Владимир Милов: Я помню 1996 год, когда талибы взяли Кабул. Это было огромным сюрпризом для властей предержащих здесь, в Москве, многие официальные лица пребывали в некотором шоке. И вопрос был не в Кабуле, а в том, что все эти армии под руководством Раббани и так далее, ничего не могут, а талибы прямо заявляли, что пойдут на Бухару, на Хиву, захватят среднеазиатские святыни. Это казалось абсолютно реальным, что наступление туда продолжится, и я помню все эти панические комментарии, совещания в российской власти, попытки выработать какой-то ответ, но его не было. За двадцать лет ситуация мало поменялась, и я бы сказал, что проблема нашей физической безопасности – это проблема, может быть, номер один сегодня. Здесь много общего с пресловутой «арабской весной», когда деспотические режимы, которые подолгу держали контроль над обществом и у них же был серьезный конфликт с исламистами, якобы борющимся за права простого народа - все это кончилось тем, что исламисты оказались одними из ключевых бенефициаров. В Египте они просто выиграли первые демократические выборы. В Сирии Асад пока не сдался, но они «отжали» у него большую часть территории и создали там прото-халифат, который называют «Исламским Государством»…

Сергей Мец: И дошли до Афганистана фактически…

Владимир Милов: Здесь (в Центральной Азии – Прим. «Ферганы») это все абсолютно реально, поскольку в этих обществах есть большая усталость от сложившихся политических режимов, от многолетних несменяемых лидеров, которые только ужесточают контроль над обществом, не принося ему никакого благосостояния. Дополнительный фактор связан с тем, что все эти страны, исключая только Туркмению, делали ставку в своем экономическом развитии на близость к России, как ключевого партнера.

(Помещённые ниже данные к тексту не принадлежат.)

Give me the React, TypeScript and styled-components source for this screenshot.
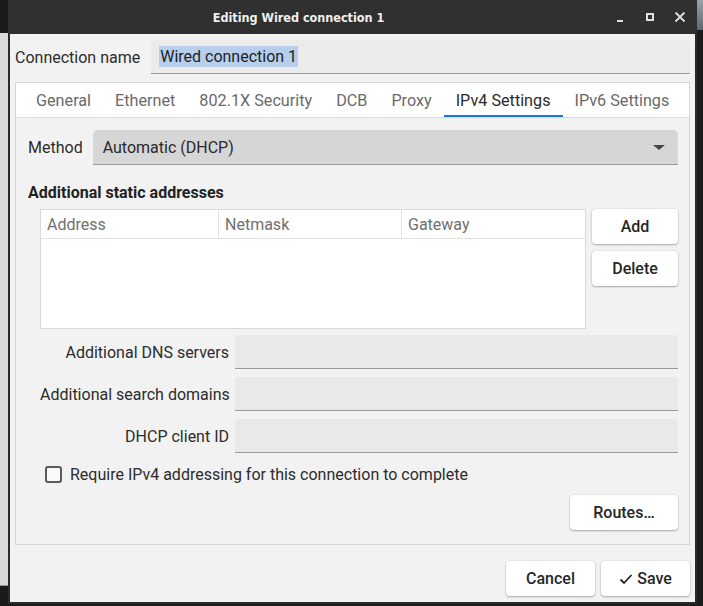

Сергей Мец: Но это давно, лет уже десять как, закончилось.

Владимир Милов: Конечно, там появился Китай, и он действует как всегда прагматично – делает вложения в инфраструктурные проекты, которые ему нужны, сажает правительства на «иглу» development aid (англ., помощь развивающимся странам. – Прим. «Ферганы»), но отказывается брать на себя ответственность за полное развитие этих территорий – с жизненными стандартами, социальной инфраструктурой…

Сергей Мец: Да и кто ему даст!

Владимир Милов: Точно так же они действуют и в Африке, это классика: дороги, газопроводы, аэропорты, правительства, подсаженные на кредиты и стратегические проекты, а там – «хоть трава не расти». Но в целом экономики центральноазиатских государств завязаны преимущественно на Россию, и сегодня видно, как наши экономические проблемы бумерангом бьют по ним, создавая серьезные трудности в экономиках. И все будет только ухудшаться, и очень сильно, поскольку российский кризис – крупнейший кризис с момента распада СССР…

Сергей Мец: Это именно российский кризис?

Владимир Милов: Я имею ввиду то, что в России сейчас происходит – экономические неприятности очень серьезные и очень надолго, и эти страны будут чувствовать огромные проблемы в связи с этим. Они теряют рынки сбыта, существенную часть дохода бюджета от поступлений от мигрантов, которые здесь работают, из-за пертурбаций с курсом рубля и так далее. А лидеры этих стран не становятся моложе…

Сергей Мец: Кроме того, извини, что перебиваю, туда возвращаются из России люди, которые уже по-другому мыслят – они привыкли быть более свободными, стремятся к иным стандартам жизни.

Владимир Милов: Да, и мы видим, что появилось большое количество неприкаянных людей, которым занять себя просто нечем, и тут появляется серьезная связка с так называемым регионом АфПак, Афганистана и Пакистана, средоточием радикализма, и до него не так далеко. А в целом, радикальный исламизм такая штука, которой не надо особо плодородной почвы, он прорастает и на камнях, и в пустыне, что называется. Стратегически для России будущая нестабильность в Центральной Азии в результате эрозии и усталости от этих режимов, альтернативы которым не видно, чрезвычайно опасна. И китайцы об этом думают, но мне кажется, что у них должен быть некий сценарий на этот случай, но, опять–таки, они люди прагматичные, и брать на себя полную ответственность за превращение этого региона в стабильный и процветающий они не захотят, у них задачи точечные.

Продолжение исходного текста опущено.